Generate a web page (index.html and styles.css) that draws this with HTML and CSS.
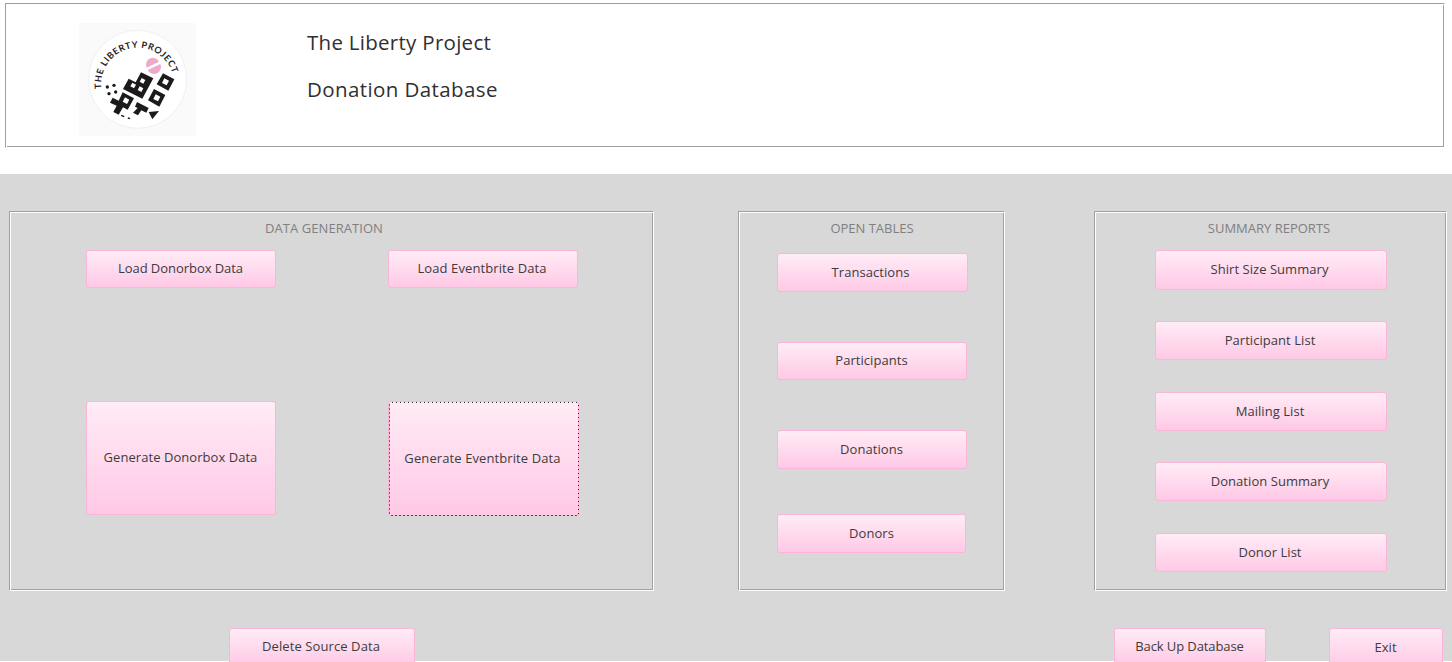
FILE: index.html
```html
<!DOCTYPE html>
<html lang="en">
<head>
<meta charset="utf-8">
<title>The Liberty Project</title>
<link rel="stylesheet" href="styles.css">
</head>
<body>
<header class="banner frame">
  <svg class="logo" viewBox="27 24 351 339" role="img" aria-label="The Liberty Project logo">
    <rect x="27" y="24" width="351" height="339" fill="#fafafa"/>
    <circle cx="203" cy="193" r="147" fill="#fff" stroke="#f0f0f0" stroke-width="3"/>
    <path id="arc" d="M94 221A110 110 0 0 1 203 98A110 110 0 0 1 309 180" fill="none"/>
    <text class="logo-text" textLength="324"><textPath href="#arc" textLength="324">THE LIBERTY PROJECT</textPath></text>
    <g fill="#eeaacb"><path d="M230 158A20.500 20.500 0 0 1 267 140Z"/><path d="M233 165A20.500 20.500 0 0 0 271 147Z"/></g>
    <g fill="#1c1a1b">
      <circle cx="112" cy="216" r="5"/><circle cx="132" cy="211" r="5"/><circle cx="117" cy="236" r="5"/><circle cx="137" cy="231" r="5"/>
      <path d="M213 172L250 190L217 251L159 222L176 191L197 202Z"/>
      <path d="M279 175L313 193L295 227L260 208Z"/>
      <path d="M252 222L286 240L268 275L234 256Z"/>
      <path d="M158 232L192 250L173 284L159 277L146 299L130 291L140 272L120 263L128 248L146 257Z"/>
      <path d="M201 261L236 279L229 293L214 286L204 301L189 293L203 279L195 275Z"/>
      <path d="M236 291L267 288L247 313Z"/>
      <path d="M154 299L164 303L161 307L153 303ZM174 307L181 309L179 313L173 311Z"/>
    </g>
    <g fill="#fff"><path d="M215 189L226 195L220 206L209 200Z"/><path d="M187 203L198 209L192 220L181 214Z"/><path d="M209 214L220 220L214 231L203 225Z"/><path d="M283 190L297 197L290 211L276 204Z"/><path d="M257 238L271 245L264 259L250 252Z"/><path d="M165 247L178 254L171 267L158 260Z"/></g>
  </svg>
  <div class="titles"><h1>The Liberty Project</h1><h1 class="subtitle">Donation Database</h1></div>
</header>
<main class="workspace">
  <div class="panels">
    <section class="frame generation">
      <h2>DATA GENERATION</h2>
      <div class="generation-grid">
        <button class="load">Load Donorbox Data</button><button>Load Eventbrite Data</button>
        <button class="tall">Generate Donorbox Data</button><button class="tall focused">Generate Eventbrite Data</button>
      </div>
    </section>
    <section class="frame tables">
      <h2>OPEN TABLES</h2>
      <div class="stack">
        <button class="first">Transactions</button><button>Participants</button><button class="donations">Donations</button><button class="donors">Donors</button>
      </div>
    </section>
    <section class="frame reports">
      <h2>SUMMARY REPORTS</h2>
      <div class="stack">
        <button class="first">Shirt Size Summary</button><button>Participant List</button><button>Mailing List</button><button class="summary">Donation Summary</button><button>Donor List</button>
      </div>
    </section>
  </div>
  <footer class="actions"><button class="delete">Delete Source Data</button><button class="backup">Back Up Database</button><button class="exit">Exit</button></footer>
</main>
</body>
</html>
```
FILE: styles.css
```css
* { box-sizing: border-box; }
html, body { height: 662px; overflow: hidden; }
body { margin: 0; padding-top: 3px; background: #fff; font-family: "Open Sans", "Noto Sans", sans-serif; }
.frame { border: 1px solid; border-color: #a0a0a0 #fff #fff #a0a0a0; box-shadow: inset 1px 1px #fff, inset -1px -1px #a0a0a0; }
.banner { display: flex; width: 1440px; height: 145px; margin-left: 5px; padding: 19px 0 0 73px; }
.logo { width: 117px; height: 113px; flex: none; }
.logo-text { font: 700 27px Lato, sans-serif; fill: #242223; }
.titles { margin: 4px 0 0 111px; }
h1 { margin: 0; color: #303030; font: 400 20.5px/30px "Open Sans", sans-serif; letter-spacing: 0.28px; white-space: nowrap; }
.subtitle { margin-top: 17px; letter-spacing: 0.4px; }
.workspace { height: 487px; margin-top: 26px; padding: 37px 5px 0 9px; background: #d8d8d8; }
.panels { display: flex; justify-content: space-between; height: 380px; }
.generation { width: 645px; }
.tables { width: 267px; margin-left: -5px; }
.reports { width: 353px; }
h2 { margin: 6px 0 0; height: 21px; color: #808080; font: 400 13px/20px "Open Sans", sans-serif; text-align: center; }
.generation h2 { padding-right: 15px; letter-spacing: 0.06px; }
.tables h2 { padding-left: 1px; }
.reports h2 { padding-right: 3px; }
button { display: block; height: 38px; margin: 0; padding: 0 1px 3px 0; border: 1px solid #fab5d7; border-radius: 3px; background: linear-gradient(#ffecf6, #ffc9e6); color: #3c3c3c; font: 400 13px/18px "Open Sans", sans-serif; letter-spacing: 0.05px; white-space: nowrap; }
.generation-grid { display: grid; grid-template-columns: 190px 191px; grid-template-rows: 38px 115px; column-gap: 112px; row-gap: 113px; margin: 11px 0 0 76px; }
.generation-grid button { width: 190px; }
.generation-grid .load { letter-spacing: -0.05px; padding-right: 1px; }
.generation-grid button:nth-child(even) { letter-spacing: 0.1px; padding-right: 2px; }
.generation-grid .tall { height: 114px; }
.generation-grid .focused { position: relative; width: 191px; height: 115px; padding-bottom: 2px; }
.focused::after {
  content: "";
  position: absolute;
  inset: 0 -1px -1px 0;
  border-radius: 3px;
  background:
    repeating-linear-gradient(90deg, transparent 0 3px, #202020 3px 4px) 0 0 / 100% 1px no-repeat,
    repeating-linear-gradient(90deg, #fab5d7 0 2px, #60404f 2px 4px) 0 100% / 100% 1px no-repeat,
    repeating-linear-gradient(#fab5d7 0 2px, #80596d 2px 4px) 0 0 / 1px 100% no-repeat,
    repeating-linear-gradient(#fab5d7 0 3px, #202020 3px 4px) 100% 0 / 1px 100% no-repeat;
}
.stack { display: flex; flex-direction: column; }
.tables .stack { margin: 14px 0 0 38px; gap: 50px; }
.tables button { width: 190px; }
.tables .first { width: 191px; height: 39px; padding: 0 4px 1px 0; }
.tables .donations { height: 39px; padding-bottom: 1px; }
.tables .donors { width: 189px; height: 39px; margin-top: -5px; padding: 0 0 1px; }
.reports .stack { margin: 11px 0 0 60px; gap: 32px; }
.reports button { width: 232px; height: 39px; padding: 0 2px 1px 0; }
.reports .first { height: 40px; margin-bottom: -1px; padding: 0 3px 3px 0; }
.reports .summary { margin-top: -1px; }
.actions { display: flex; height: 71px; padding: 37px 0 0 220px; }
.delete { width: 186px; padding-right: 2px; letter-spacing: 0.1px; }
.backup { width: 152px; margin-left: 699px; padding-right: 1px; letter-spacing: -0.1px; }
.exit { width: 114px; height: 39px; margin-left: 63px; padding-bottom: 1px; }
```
- - - - -
PROBLEM REQUIREMENTS>
Repeat the listing in full and exactly. Leave any pictures out.

COMPLETE OUTPUT>
Generate a web page (index.html and styles.css) that draws this with HTML and CSS.
FILE: index.html
```html
<!DOCTYPE html>
<html lang="en">
<head>
<meta charset="utf-8">
<title>The Liberty Project</title>
<link rel="stylesheet" href="styles.css">
</head>
<body>
<header class="banner frame">
  <svg class="logo" viewBox="27 24 351 339" role="img" aria-label="The Liberty Project logo">
    <rect x="27" y="24" width="351" height="339" fill="#fafafa"/>
    <circle cx="203" cy="193" r="147" fill="#fff" stroke="#f0f0f0" stroke-width="3"/>
    <path id="arc" d="M94 221A110 110 0 0 1 203 98A110 110 0 0 1 309 180" fill="none"/>
    <text class="logo-text" textLength="324"><textPath href="#arc" textLength="324">THE LIBERTY PROJECT</textPath></text>
    <g fill="#eeaacb"><path d="M230 158A20.500 20.500 0 0 1 267 140Z"/><path d="M233 165A20.500 20.500 0 0 0 271 147Z"/></g>
    <g fill="#1c1a1b">
      <circle cx="112" cy="216" r="5"/><circle cx="132" cy="211" r="5"/><circle cx="117" cy="236" r="5"/><circle cx="137" cy="231" r="5"/>
      <path d="M213 172L250 190L217 251L159 222L176 191L197 202Z"/>
      <path d="M279 175L313 193L295 227L260 208Z"/>
      <path d="M252 222L286 240L268 275L234 256Z"/>
      <path d="M158 232L192 250L173 284L159 277L146 299L130 291L140 272L120 263L128 248L146 257Z"/>
      <path d="M201 261L236 279L229 293L214 286L204 301L189 293L203 279L195 275Z"/>
      <path d="M236 291L267 288L247 313Z"/>
      <path d="M154 299L164 303L161 307L153 303ZM174 307L181 309L179 313L173 311Z"/>
    </g>
    <g fill="#fff"><path d="M215 189L226 195L220 206L209 200Z"/><path d="M187 203L198 209L192 220L181 214Z"/><path d="M209 214L220 220L214 231L203 225Z"/><path d="M283 190L297 197L290 211L276 204Z"/><path d="M257 238L271 245L264 259L250 252Z"/><path d="M165 247L178 254L171 267L158 260Z"/></g>
  </svg>
  <div class="titles"><h1>The Liberty Project</h1><h1 class="subtitle">Donation Database</h1></div>
</header>
<main class="workspace">
  <div class="panels">
    <section class="frame generation">
      <h2>DATA GENERATION</h2>
      <div class="generation-grid">
        <button class="load">Load Donorbox Data</button><button>Load Eventbrite Data</button>
        <button class="tall">Generate Donorbox Data</button><button class="tall focused">Generate Eventbrite Data</button>
      </div>
    </section>
    <section class="frame tables">
      <h2>OPEN TABLES</h2>
      <div class="stack">
        <button class="first">Transactions</button><button>Participants</button><button class="donations">Donations</button><button class="donors">Donors</button>
      </div>
    </section>
    <section class="frame reports">
      <h2>SUMMARY REPORTS</h2>
      <div class="stack">
        <button class="first">Shirt Size Summary</button><button>Participant List</button><button>Mailing List</button><button class="summary">Donation Summary</button><button>Donor List</button>
      </div>
    </section>
  </div>
  <footer class="actions"><button class="delete">Delete Source Data</button><button class="backup">Back Up Database</button><button class="exit">Exit</button></footer>
</main>
</body>
</html>
```
FILE: styles.css
```css
* { box-sizing: border-box; }
html, body { height: 662px; overflow: hidden; }
body { margin: 0; padding-top: 3px; background: #fff; font-family: "Open Sans", "Noto Sans", sans-serif; }
.frame { border: 1px solid; border-color: #a0a0a0 #fff #fff #a0a0a0; box-shadow: inset 1px 1px #fff, inset -1px -1px #a0a0a0; }
.banner { display: flex; width: 1440px; height: 145px; margin-left: 5px; padding: 19px 0 0 73px; }
.logo { width: 117px; height: 113px; flex: none; }
.logo-text { font: 700 27px Lato, sans-serif; fill: #242223; }
.titles { margin: 4px 0 0 111px; }
h1 { margin: 0; color: #303030; font: 400 20.5px/30px "Open Sans", sans-serif; letter-spacing: 0.28px; white-space: nowrap; }
.subtitle { margin-top: 17px; letter-spacing: 0.4px; }
.workspace { height: 487px; margin-top: 26px; padding: 37px 5px 0 9px; background: #d8d8d8; }
.panels { display: flex; justify-content: space-between; height: 380px; }
.generation { width: 645px; }
.tables { width: 267px; margin-left: -5px; }
.reports { width: 353px; }
h2 { margin: 6px 0 0; height: 21px; color: #808080; font: 400 13px/20px "Open Sans", sans-serif; text-align: center; }
.generation h2 { padding-right: 15px; letter-spacing: 0.06px; }
.tables h2 { padding-left: 1px; }
.reports h2 { padding-right: 3px; }
button { display: block; height: 38px; margin: 0; padding: 0 1px 3px 0; border: 1px solid #fab5d7; border-radius: 3px; background: linear-gradient(#ffecf6, #ffc9e6); color: #3c3c3c; font: 400 13px/18px "Open Sans", sans-serif; letter-spacing: 0.05px; white-space: nowrap; }
.generation-grid { display: grid; grid-template-columns: 190px 191px; grid-template-rows: 38px 115px; column-gap: 112px; row-gap: 113px; margin: 11px 0 0 76px; }
.generation-grid button { width: 190px; }
.generation-grid .load { letter-spacing: -0.05px; padding-right: 1px; }
.generation-grid button:nth-child(even) { letter-spacing: 0.1px; padding-right: 2px; }
.generation-grid .tall { height: 114px; }
.generation-grid .focused { position: relative; width: 191px; height: 115px; padding-bottom: 2px; }
.focused::after {
  content: "";
  position: absolute;
  inset: 0 -1px -1px 0;
  border-radius: 3px;
  background:
    repeating-linear-gradient(90deg, transparent 0 3px, #202020 3px 4px) 0 0 / 100% 1px no-repeat,
    repeating-linear-gradient(90deg, #fab5d7 0 2px, #60404f 2px 4px) 0 100% / 100% 1px no-repeat,
    repeating-linear-gradient(#fab5d7 0 2px, #80596d 2px 4px) 0 0 / 1px 100% no-repeat,
    repeating-linear-gradient(#fab5d7 0 3px, #202020 3px 4px) 100% 0 / 1px 100% no-repeat;
}
.stack { display: flex; flex-direction: column; }
.tables .stack { margin: 14px 0 0 38px; gap: 50px; }
.tables button { width: 190px; }
.tables .first { width: 191px; height: 39px; padding: 0 4px 1px 0; }
.tables .donations { height: 39px; padding-bottom: 1px; }
.tables .donors { width: 189px; height: 39px; margin-top: -5px; padding: 0 0 1px; }
.reports .stack { margin: 11px 0 0 60px; gap: 32px; }
.reports button { width: 232px; height: 39px; padding: 0 2px 1px 0; }
.reports .first { height: 40px; margin-bottom: -1px; padding: 0 3px 3px 0; }
.reports .summary { margin-top: -1px; }
.actions { display: flex; height: 71px; padding: 37px 0 0 220px; }
.delete { width: 186px; padding-right: 2px; letter-spacing: 0.1px; }
.backup { width: 152px; margin-left: 699px; padding-right: 1px; letter-spacing: -0.1px; }
.exit { width: 114px; height: 39px; margin-left: 63px; padding-bottom: 1px; }
```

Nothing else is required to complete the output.